# WRITTEN REQUEST
Take the listing from its first line through the line that contains "leading-[28px] font-bold tracking-[-0.4px]" and please retype those lines exactly, leaving out the pictures.

========================================

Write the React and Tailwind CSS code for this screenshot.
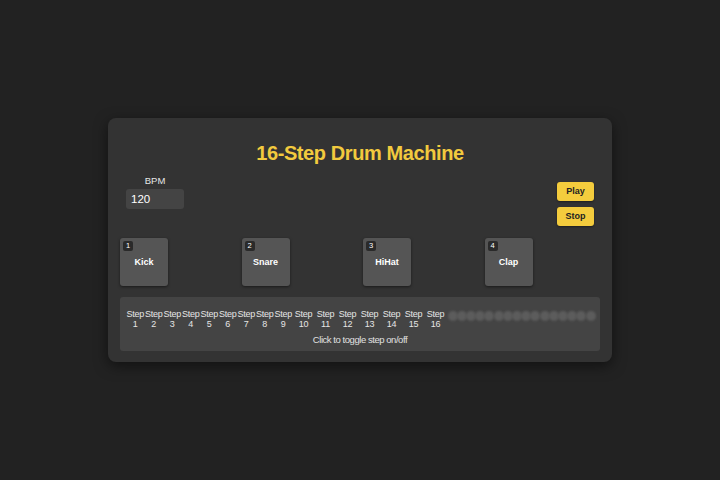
import React, { useState } from 'react'

const pads = [
  { key: '1', name: 'Kick' },
  { key: '2', name: 'Snare' },
  { key: '3', name: 'HiHat' },
  { key: '4', name: 'Clap' },
]

const steps = Array.from({ length: 16 }, (_, i) => i + 1)

export default function App() {
  const [bpm, setBpm] = useState(120)
  const [active, setActive] = useState(Array(16).fill(false))

  const toggle = (i) => setActive((prev) => prev.map((v, j) => (j === i ? !v : v)))

  return (
    <div className="w-[720px] h-[480px] bg-[#222222] flex items-start justify-center pt-[118px] font-['Liberation_Sans',Arial,sans-serif]">
      <div className="w-[504px] h-[244px] bg-[#333333] rounded-lg shadow-[0_4px_14px_rgba(0,0,0,0.5)] px-3 pt-[21px] flex flex-col">
        <h1 className="text-[20px] leading-[28px] font-bold tracking-[-0.4px] text-[#f2ca3e] text-center">16-Step Drum Machine</h1>

        <div className="flex justify-between items-start mt-2 h-[51px]">
          <div className="ml-[6px] flex flex-col items-center w-[58px]">
            <label className="text-[9.5px] leading-[12px] text-[#e6e6e6]">BPM</label>
            <input
              value={bpm}
              onChange={(e) => setBpm(e.target.value)}
              className="mt-[2px] w-[58px] h-[20px] bg-[#444444] rounded-[3px] text-white text-[11.5px] px-[5px] outline-none"
            />
          </div>
          <div className="mr-[6px] mt-[7px] flex flex-col gap-[6px]">
            <button className="w-[37px] h-[19px] bg-[#f4cc3d] rounded-[3px] text-[#222] text-[9px] font-bold pt-[1px] shadow-[0_1px_2px_rgba(0,0,0,0.4)]">Play</button>
            <button className="w-[37px] h-[19px] bg-[#f4cc3d] rounded-[3px] text-[#222] text-[9px] font-bold pt-[1px] shadow-[0_1px_2px_rgba(0,0,0,0.4)]">Stop</button>
          </div>
        </div>

        <div className="flex gap-[73.5px] mt-[12px]">
          {pads.map((p) => (
            <div key={p.key} className="relative w-12 h-12 bg-[#555555] rounded-[3px] shadow-[0_1px_3px_rgba(0,0,0,0.5)] flex items-center justify-center">
              <span className="absolute top-[3px] left-[3px] w-[10px] h-[10px] bg-[#2a2a2a] rounded-[2px] text-white text-[7.5px] leading-[10px] text-center">{p.key}</span>
              <span className="text-white text-[9px] font-bold pt-[1px]">{p.name}</span>
            </div>
          ))}
        </div>

        <div className="mt-[11px] h-[54px] bg-[#444444] rounded-[3px] pt-[12px] px-[6px] flex flex-col">
          <div className="flex items-center">
            {steps.map((n) => (
              <div key={n} className={(n < 10 ? 'w-[18.5px]' : 'w-[22px]') + ' text-center text-[9px] leading-[10px] tracking-[-0.2px] text-[#e6e6e6] shrink-0'}>
                Step<br />{n}
              </div>
            ))}
            <div className="flex ml-[1px] mt-[-6px]">
              {steps.map((n, i) => (
                <button
                  key={n}
                  onClick={() => toggle(i)}
                  className={(active[i] ? 'bg-[#f4cc3d]' : 'bg-[#5c5c5c]') + ' w-[10px] h-[10px] rounded-full mr-[-0.8px] blur-[0.8px] shrink-0'}
                />
              ))}
            </div>
          </div>
          <p className="mt-[5px] text-center text-[9.5px] leading-[12px] tracking-[-0.45px] text-[#e0e0e0]">Click to toggle step on/off</p>
        </div>
      </div>
    </div>
  )
}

========================================

# EXPECTED ANSWER
Write the React and Tailwind CSS code for this screenshot.
import React, { useState } from 'react'

const pads = [
  { key: '1', name: 'Kick' },
  { key: '2', name: 'Snare' },
  { key: '3', name: 'HiHat' },
  { key: '4', name: 'Clap' },
]

const steps = Array.from({ length: 16 }, (_, i) => i + 1)

export default function App() {
  const [bpm, setBpm] = useState(120)
  const [active, setActive] = useState(Array(16).fill(false))

  const toggle = (i) => setActive((prev) => prev.map((v, j) => (j === i ? !v : v)))

  return (
    <div className="w-[720px] h-[480px] bg-[#222222] flex items-start justify-center pt-[118px] font-['Liberation_Sans',Arial,sans-serif]">
      <div className="w-[504px] h-[244px] bg-[#333333] rounded-lg shadow-[0_4px_14px_rgba(0,0,0,0.5)] px-3 pt-[21px] flex flex-col">
        <h1 className="text-[20px] leading-[28px] font-bold tracking-[-0.4px] text-[#f2ca3e] text-center">16-Step Drum Machine</h1>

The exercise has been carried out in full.